National Root Beer Float Day 2014


 

 

 

 

 

Not only can you earn another Souvenir for your collection

but also a free small root beer float

You can stop by any time between

5:30 pm & 6:30 pm

Come sign the log and earn a Souvenir

 

The ice cream soda was invented by Robert McCay Green in Philadelphia, PA, in 1874 during the sesquicentennial celebration. The traditional story is that, on a particularly hot day, Mr. Green ran out of cold ice for the flavored sodas he was selling and used vanilla ice cream from a neighboring vendor, thus inventing a new drink. His own account, published in Soda Fountain magazine in 1910, states that while operating a soda fountain at the Franklin Institute's semi centennial celebration in Philadelphia in 1874, he wanted to create a new treat to attract customers away from another vendor who had a fancier, bigger soda fountain. After some experimenting, he decided to combine ice cream and soda water. During the celebration, he sold vanilla ice cream with soda water and a choice of 16 different flavored syrups. The new treat was a sensation and soon other soda fountains began selling ice cream sodas. Green's will instructed that "Originator of the Ice Cream Soda" was to be engraved on his tombstone. There are at least three other claimants for the invention of ice cream soda: Fred Sanders, Philip Mohr, and George Guy, one of Robert Green's own employees Guy is said to have absent-mindedly mixed ice cream and soda in 1872, much to his customer's delight.
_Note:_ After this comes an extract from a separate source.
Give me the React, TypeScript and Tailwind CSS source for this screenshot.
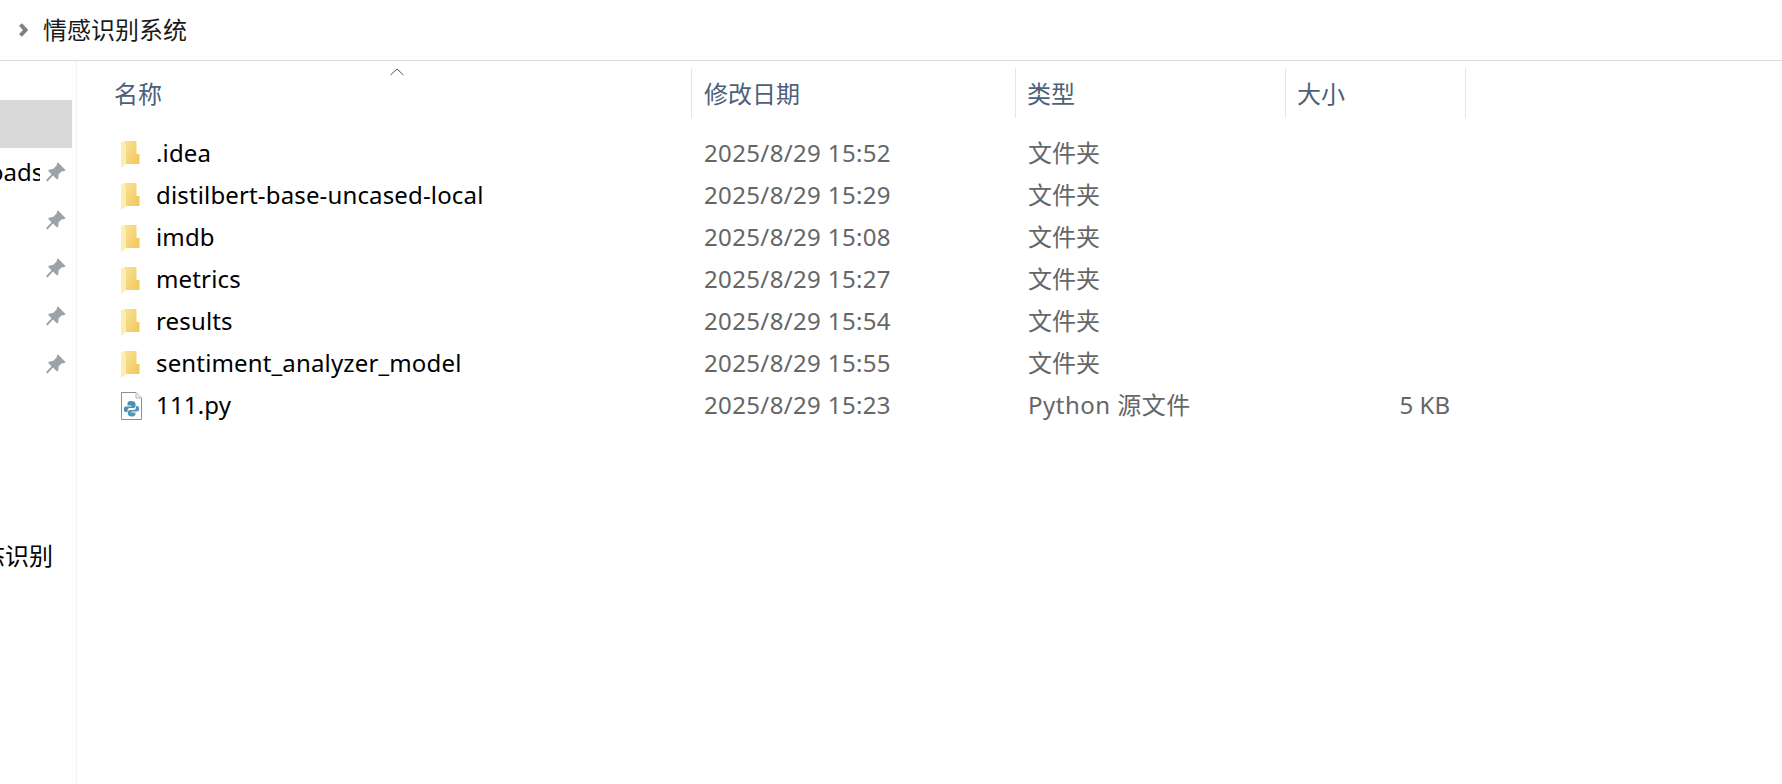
const FONT = "font-['Noto_Sans','Noto_Sans_CJK_SC',sans-serif]"

const rows = [
  { name: ".idea", date: "2025/8/29 15:52", type: "文件夹", size: "" },
  { name: "distilbert-base-uncased-local", date: "2025/8/29 15:29", type: "文件夹", size: "" },
  { name: "imdb", date: "2025/8/29 15:08", type: "文件夹", size: "" },
  { name: "metrics", date: "2025/8/29 15:27", type: "文件夹", size: "" },
  { name: "results", date: "2025/8/29 15:54", type: "文件夹", size: "" },
  { name: "sentiment_analyzer_model", date: "2025/8/29 15:55", type: "文件夹", size: "" },
  { name: "111.py", date: "2025/8/29 15:23", type: "Python 源文件", size: "5 KB" },
]

function FolderIcon() {
  return (
    <svg width="19" height="28" viewBox="0 0 19 28" className="block">
      <defs>
        <linearGradient id="folderBack" x1="0" y1="0" x2="1" y2="0.8">
          <stop offset="0" stopColor="#f9e39c" />
          <stop offset="1" stopColor="#f3c95c" />
        </linearGradient>
      </defs>
      <path d="M3 1 H15.5 V14 H18.5 V24 H3 Z" fill="url(#folderBack)" />
      <path d="M0 1 L5 4 V24 L1 27.5 H0 Z" fill="#fdeeb0" />
    </svg>
  )
}

function PythonFileIcon() {
  return (
    <svg width="21" height="28" viewBox="0 0 21 28" className="block">
      <path d="M0.5 0.5 H15 L20.5 6 V27.5 H0.5 Z" fill="#ffffff" stroke="#8f8f8f" />
      <path d="M15 0.5 V6 H20.5" fill="#f0f0f0" stroke="#b5b5b5" />
      <path d="M10 9 C7 9 6.5 10.5 6.5 12 V13.5 H10.5 V14.5 H5 C3.5 14.5 2.8 15.8 2.8 17.2 C2.8 19 3.6 20 5 20 H6.5 V18.5 C6.5 17 7.5 16 9 16 H12.5 C13.5 16 14.5 15 14.5 14 V12 C14.5 10 13 9 10 9 Z" fill="#4a8fb2" />
      <path d="M11 24.5 C14 24.5 14.5 23 14.5 21.5 V20.5 H10.5 V19.5 H16 C17.5 19.5 18.2 18.3 18.2 17 C18.2 15 17.5 14 16 14 H15 V15.5 C15 17 14 18 12.5 18 H9 C8 18 6.8 19 6.8 20 V21.5 C6.8 23.5 8 24.5 11 24.5 Z" fill="#5597b8" />
    </svg>
  )
}

function Pin() {
  return (
    <svg width="20" height="20" viewBox="0 0 20 20" className="shrink-0">
      <path
        d="M12 0.5 L19.5 8 L18 9.5 L16 9 L12.5 12.5 L12.5 16 L11 17.5 L7 13.5 L1.5 19.5 L0 18 L5.5 12.5 L2 8.5 L3.5 7.5 L7 7 L11 3 L10.5 2 Z"
        fill="#98a3ab"
      />
    </svg>
  )
}

export default function App() {
  return (
    <div className={`w-[1782px] h-[784px] bg-white overflow-hidden flex flex-col text-[24px] ${FONT}`}>
      {/* Breadcrumb */}
      <div className="h-[61px] shrink-0 border-b border-[#dcdcdc] flex items-center pl-[18px] gap-[15px]">
        <svg width="10" height="14" viewBox="0 0 10 14">
          <path d="M2.5 1.5 L7.5 7 L2.5 12.5" fill="none" stroke="#7f7f7f" strokeWidth="4" />
        </svg>
        <span className="text-[#1a1a1a] leading-none">情感识别系统</span>
      </div>

      <div className="flex-1 flex min-h-0">
        {/* Sidebar, cut off on the left */}
        <div className="w-[77px] shrink-0 border-r border-[#f2f2f2] pt-[39px] pr-[4px] flex flex-col">
          <div className="h-[48px] bg-[#d9d9d9]" />
          <div className="h-[48px] flex items-center justify-between pr-[6px]">
            <div className="w-[40px] overflow-hidden">
              <span className="block text-black whitespace-nowrap ml-[-11px]">oads</span>
            </div>
            <Pin />
          </div>
          {[0, 1, 2, 3].map((i) => (
            <div key={i} className="h-[48px] flex items-center justify-end pr-[6px]">
              <Pin />
            </div>
          ))}
          <div className="h-[144px]" />
          <div className="h-[48px] flex items-center overflow-hidden">
            <span className="text-black whitespace-nowrap ml-[-19px]">态识别</span>
          </div>
        </div>

        {/* File list */}
        <div className="flex-1 relative pt-[7px]">
          <svg width="14" height="8" viewBox="0 0 14 8" className="absolute left-[313px] top-[7px]">
            <path d="M0.5 7 L7 1 L13.5 7" fill="none" stroke="#555555" />
          </svg>

          <div className="flex h-[50px] items-center text-[#4c607a]">
            <div className="w-[614px] pl-[37px] pt-[2px]">名称</div>
            <div className="w-[324px] h-full flex items-center border-l border-[#e5e5e5] pl-[12px] pt-[2px]">修改日期</div>
            <div className="w-[270px] h-full flex items-center border-l border-[#e5e5e5] pl-[11px] pt-[2px]">类型</div>
            <div className="w-[181px] h-full flex items-center border-l border-[#e5e5e5] border-r pl-[11px] pt-[2px]">大小</div>
          </div>

          <div className="pt-[15px]">
            {rows.map((row) => (
              <div key={row.name} className="h-[42px] flex items-center">
                <div className="w-[615px] flex items-center pl-[44px]">
                  <div className="w-[35px] shrink-0">
                    {row.name.endsWith(".py") ? <PythonFileIcon /> : <FolderIcon />}
                  </div>
                  <span className="text-black whitespace-nowrap tracking-[0.15px] pb-[2px]">{row.name}</span>
                </div>
                <div className="w-[324px] pl-[12px] text-[#666666] whitespace-nowrap tracking-[0.36px] pb-[2px]">{row.date}</div>
                <div className={`w-[270px] pl-[12px] text-[#666666] whitespace-nowrap pb-[2px] ${row.size ? "tracking-[0.5px]" : ""}`}>{row.type}</div>
                <div className="w-[164px] text-right text-[#666666] whitespace-nowrap pb-[2px]">{row.size}</div>
              </div>
            ))}
          </div>
        </div>
      </div>
    </div>
  )
}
Regardless of its origins, the beverage quickly became very popular, to such a degree that it was almost socially obligatory among teens, although many adults did not like it. According to some accounts, it was banned, either entirely or on holy days, by some local governments, giving rise to a substitute treat, the sodaless ice cream sundae. As soda was marketed as a miracle cure, it was often considered a substance that required oversight and control like alcohol, another controlled substance that could not be served or purchased on Sundays in many conservative areas. Many soda fountains had to figure out a way to turn a profit on Sundays when selling soda was considered illegal. The solution was to serve ice cream on these days, as it is merely a food product and not a controlled substance. Soda fountains then coined the term "Sundaes" for the ice cream concoctions that they served on "soda's day of rest".